Making a more fundamental change in criminal justice
Attorney General Bill Sorrell said that while incarceration rates have dropped recently, they’ve increased 300 percent since the mid-1970s. He believes the state should make a structural pivot away from incarceration in meting out criminal justice.
“I think we should be looking at this through a new lens,” Sorrell said.
Incarceration rates are the product of “thousands of individual decisions” by prosecutors, judges and corrections personnel that determine sentencing and when to allow people into diversion or early release programs.
Sorrell wants the Legislature to consider passing a resolution, which he intends to draft with input from the public and stakeholders, that would call for a commitment across the branches of government to significantly reduce Vermont’s reliance on incarceration in criminal justice.

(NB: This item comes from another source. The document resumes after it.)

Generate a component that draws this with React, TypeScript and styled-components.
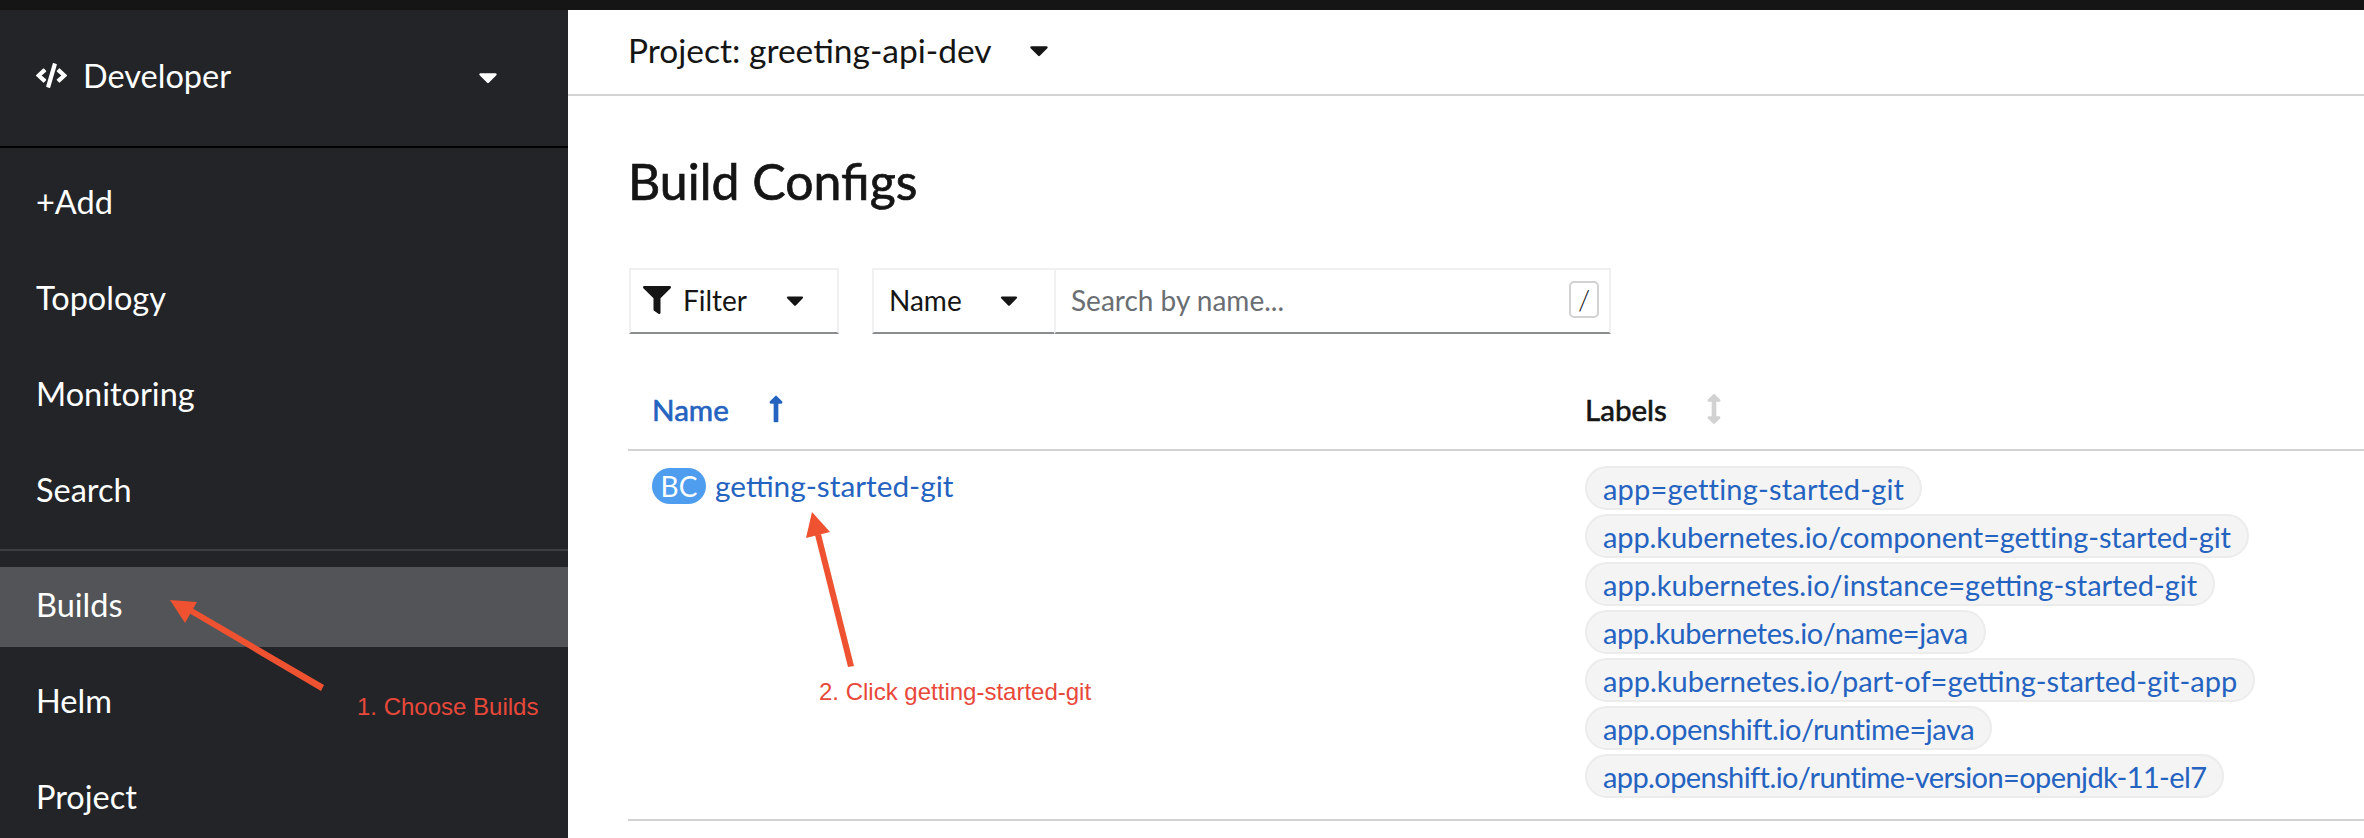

“That can mean more of the programs that keep people out of the system, but for those convicted and who should be incarcerated, should they be incarcerated as long?” Sorrell asked. Sorrell will hold three forums across the state in December to gather public input on a potential resolution to present the Legislature.
Sorrell acknowledged that there are risks in reducing sentences and taking other steps to drive down the prison population, but he argued that the over reliance on incarceration has costs that outweigh those potential risks.
Shumlin said that when he first pushed for criminal justice reforms intended to reduce the number of people in prison during the 2010 gubernatorial campaign, it sparked a “heated debate.” His Republican opponent, former Lt. Gov. Brian Dubie, raised fears that those policies would put the public in danger, he said.
While things will go wrong in some instances, systemic dangers have yet to present themselves, Shumlin said. Meanwhile, the state is saving money because it’s incarcerating fewer people than it has in more than a decade, he added.
As Vermont continues to consider criminal justice reforms the greatest obstacle will continue to be “politicians that are scared to take risks,” Shumlin said.